What we can learn from Koreans (and other non-Western Christians)

My last several posts have dealt with the relationship between American and non-Western Christianies, and this post will conclude that vein of posts for a while.  In it, I’d like to reflect on some things that American Christians can learn from non-Western Christians.

When most people talk about things we can learn from non-Western Christians, they talk about things like being enthusiastic about your faith, worshipping in non-Western ways, appreciating what you have materially, and, if you’re conservative in your theology, how to uphold the fundamentals of faith that the godless people in America have abandoned.

What people don’t often talk about, but what I’d like to talk about, is how we can learn to think about our social situation as Christians and our relationship to the wider national culture.

I think this is something that American Protestants (especially mainline Protestants) need to think more about.  American Protestantism had this great quest from the First Great Awakening through the 1950s to build a Protestant America characterized by white, Anglo-Saxon values.  This project failed (and for some good reasons) in the 60s.  Since then, evangelical Protestants have alternated between building a Christian subculture (a project they’d actually been working on since the 1920s) and reasserting language about American being a Christian nation.  We mainline Protestants haven’t known what to do with ourselves since then.  We have nostalgia for a time when we were the cultural center of America, a growing realization that time is long over, and few if any ideas about what to do in our new socio/cultural situation.

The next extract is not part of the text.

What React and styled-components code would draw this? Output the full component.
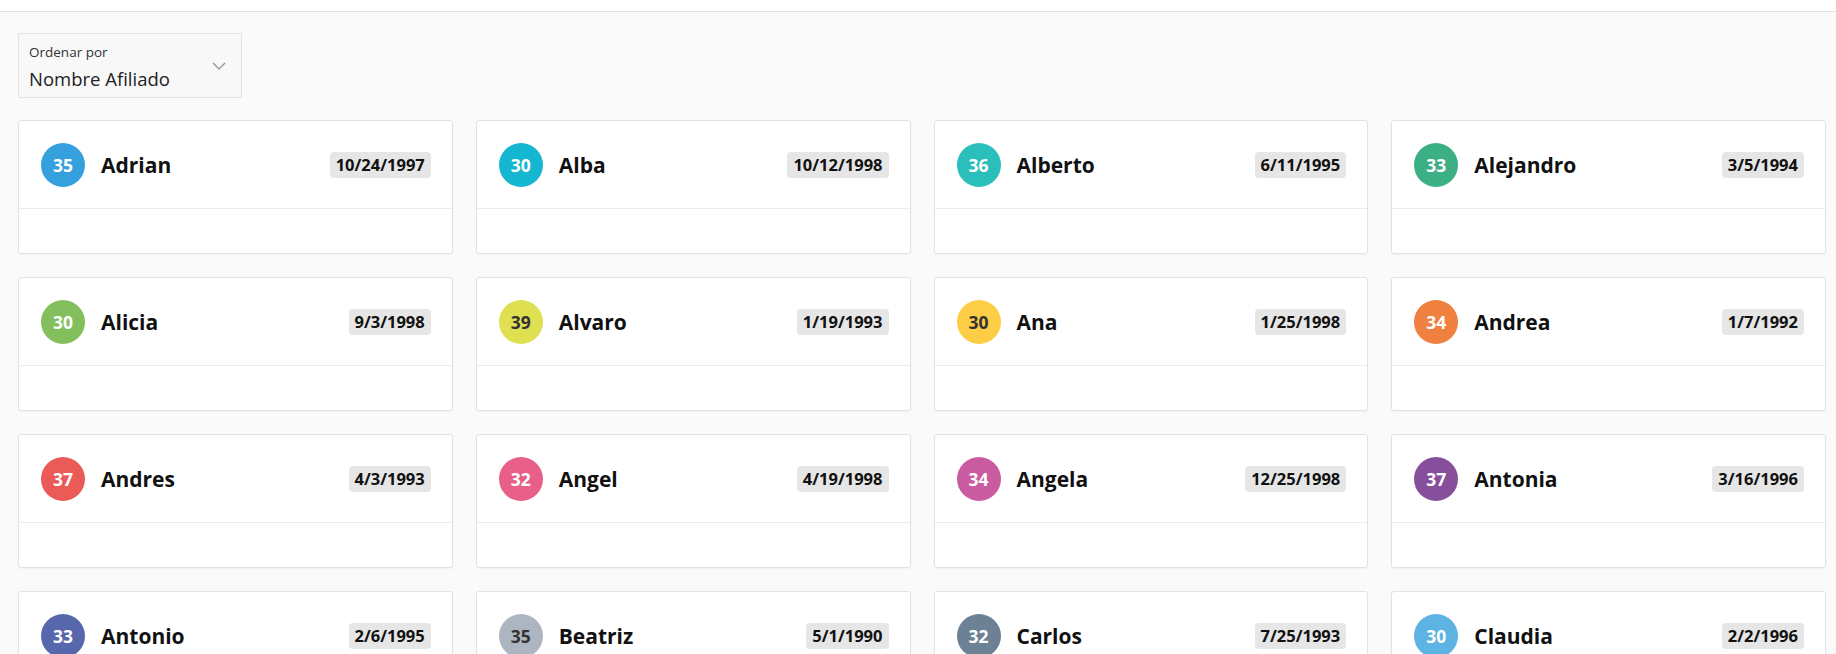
import React from "react";
import styled, { createGlobalStyle } from "styled-components";

const GlobalStyle = createGlobalStyle`
  body {
    margin: 0;
    background: #fafafa;
    font-family: "Open Sans", "Noto Sans", sans-serif;
    color: #111;
  }
`;

const afiliados = [
  { nombre: "Adrian", edad: 35, fecha: "10/24/1997", color: "#35a0de" },
  { nombre: "Alba", edad: 30, fecha: "10/12/1998", color: "#14b6d0" },
  { nombre: "Alberto", edad: 36, fecha: "6/11/1995", color: "#2bbfbb" },
  { nombre: "Alejandro", edad: 33, fecha: "3/5/1994", color: "#3caf84" },
  { nombre: "Alicia", edad: 30, fecha: "9/3/1998", color: "#83bf5d" },
  { nombre: "Alvaro", edad: 39, fecha: "1/19/1993", color: "#dfdf52", dark: true },
  { nombre: "Ana", edad: 30, fecha: "1/25/1998", color: "#fccd45", dark: true },
  { nombre: "Andrea", edad: 34, fecha: "1/7/1992", color: "#ef8040" },
  { nombre: "Andres", edad: 37, fecha: "4/3/1993", color: "#ea5a56" },
  { nombre: "Angel", edad: 32, fecha: "4/19/1998", color: "#e85f8a" },
  { nombre: "Angela", edad: 34, fecha: "12/25/1998", color: "#cb5ba0" },
  { nombre: "Antonia", edad: 37, fecha: "3/16/1996", color: "#874f9b" },
  { nombre: "Antonio", edad: 33, fecha: "2/6/1995", color: "#5767ab" },
  { nombre: "Beatriz", edad: 35, fecha: "5/1/1990", color: "#adb6c0", dark: true },
  { nombre: "Carlos", edad: 32, fecha: "7/25/1993", color: "#6c8193" },
  { nombre: "Claudia", edad: 30, fecha: "2/2/1996", color: "#5db4e3" },
];

const App = () => {
  return (
    <>
      <GlobalStyle />
      <TopBar />
      <Content>
        <SortSelect>
          <SortText>
            <SortLabel>Ordenar por</SortLabel>
            <SortValue>Nombre Afiliado</SortValue>
          </SortText>
          <svg width="14" height="8" viewBox="0 0 14 8" fill="none">
            <path d="M1 1l6 6 6-6" stroke="#8a8a8a" strokeWidth="1.2" />
          </svg>
        </SortSelect>
        <Grid>
          {afiliados.map((a) => (
            <Card key={a.nombre}>
              <CardHeader>
                <Avatar $color={a.color} $dark={a.dark}>
                  {a.edad}
                </Avatar>
                <Name>{a.nombre}</Name>
                <DateBadge>{a.fecha}</DateBadge>
              </CardHeader>
              <CardBody />
            </Card>
          ))}
        </Grid>
      </Content>
    </>
  );
};

const TopBar = styled.div`
  height: 11px;
  background: #ffffff;
  border-bottom: 1px solid #e2e2e2;
`;

const Content = styled.div`
  padding: 21px 10px 0 18px;
  display: flex;
  flex-direction: column;
  gap: 22px;
`;

const SortSelect = styled.div`
  width: 224px;
  height: 65px;
  box-sizing: border-box;
  border: 1px solid #e2e2e2;
  border-radius: 2px;
  background: #f8f8f8;
  display: flex;
  align-items: center;
  justify-content: space-between;
  padding: 0 15px 0 10px;
`;

const SortText = styled.div`
  align-self: flex-start;
  display: flex;
  flex-direction: column;
  padding-top: 9px;
`;

const SortLabel = styled.span`
  font-size: 13.5px;
  line-height: 18px;
  color: #333;
`;

const SortValue = styled.span`
  margin-top: 6px;
  font-size: 18.5px;
  line-height: 24px;
  color: #222;
`;

const Grid = styled.div`
  display: grid;
  grid-template-columns: repeat(4, 1fr);
  column-gap: 23px;
  row-gap: 23px;
`;

const Card = styled.div`
  background: #ffffff;
  border: 1px solid #e2e2e2;
  border-radius: 3px;
  box-shadow: 0 1px 2px rgba(0, 0, 0, 0.04);
`;

const CardHeader = styled.div`
  height: 87px;
  display: flex;
  align-items: center;
  padding: 0 21px 0 22px;
  border-bottom: 1px solid #ececec;
`;

const CardBody = styled.div`
  height: 44px;
`;

const Avatar = styled.div`
  width: 44px;
  height: 44px;
  border-radius: 50%;
  flex-shrink: 0;
  background: ${(p) => p.$color};
  color: ${(p) => (p.$dark ? "#333" : "#fff")};
  display: flex;
  align-items: center;
  justify-content: center;
  font-size: 17.5px;
  font-weight: 700;
`;

const Name = styled.div`
  flex: 1;
  margin-left: 16px;
  font-size: 21px;
  font-weight: 700;
  color: #111;
`;

const DateBadge = styled.span`
  background: #e6e6e6;
  border-radius: 4px;
  padding: 3px 6px;
  font-size: 16.5px;
  line-height: 20px;
  font-weight: 700;
  color: #111;
`;

export default App;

I would like to suggest that one thing which might help us figure out what to do with ourselves as American (mainline) Protestants is listening to Christians who aren’t American.  One of the ways to think new possibilities about your own social situation is to learn how other people think about their social situations which are different than yours.  That’s why Gramsci wanted Italian school kids to learn Latin – so they would be introduced to a different way of thinking about the world that would then allow them to think differently about early 20th century capitalist, fascist Italy.  We don’t have to learn Latin to do that, though – we can listen to Christians from other countries in the world.

In particular, I think we would do well to listen to Koreans.  Why Koreans?  Korea, like America, is a country with a lot of Christians.  But not a majority of Christians.  (Which, I recognize, the US does have, at least nominally).  Christianity is a sizable presence in Korea, but it doesn’t define the cultural or social mainstream nor (and here’s the important contrast) did it ever.  Korean Protestants have been going through their own handwringing about plateauing growth in the past decade.  In some ways, Korean Christians are in a social position that’s similar enough to but different enough from the US to make them good conversation partners from which we could potentially learn a good deal about how to think of ourselves in relation to the rest of American society.

Of course, we can learn from other Christian groups around the world, too.  Nigerians, Kenyans, Indonesians, and Malaysians all have things to teach us about how to interact with Muslims.  Zimbabweans can teach us some things about the relationship between religion and ecology.  The list goes on.  But as we Americans think about our relationship to non-American Christians, we must be sure to have the humility to let at least one facet of that relationship be learning.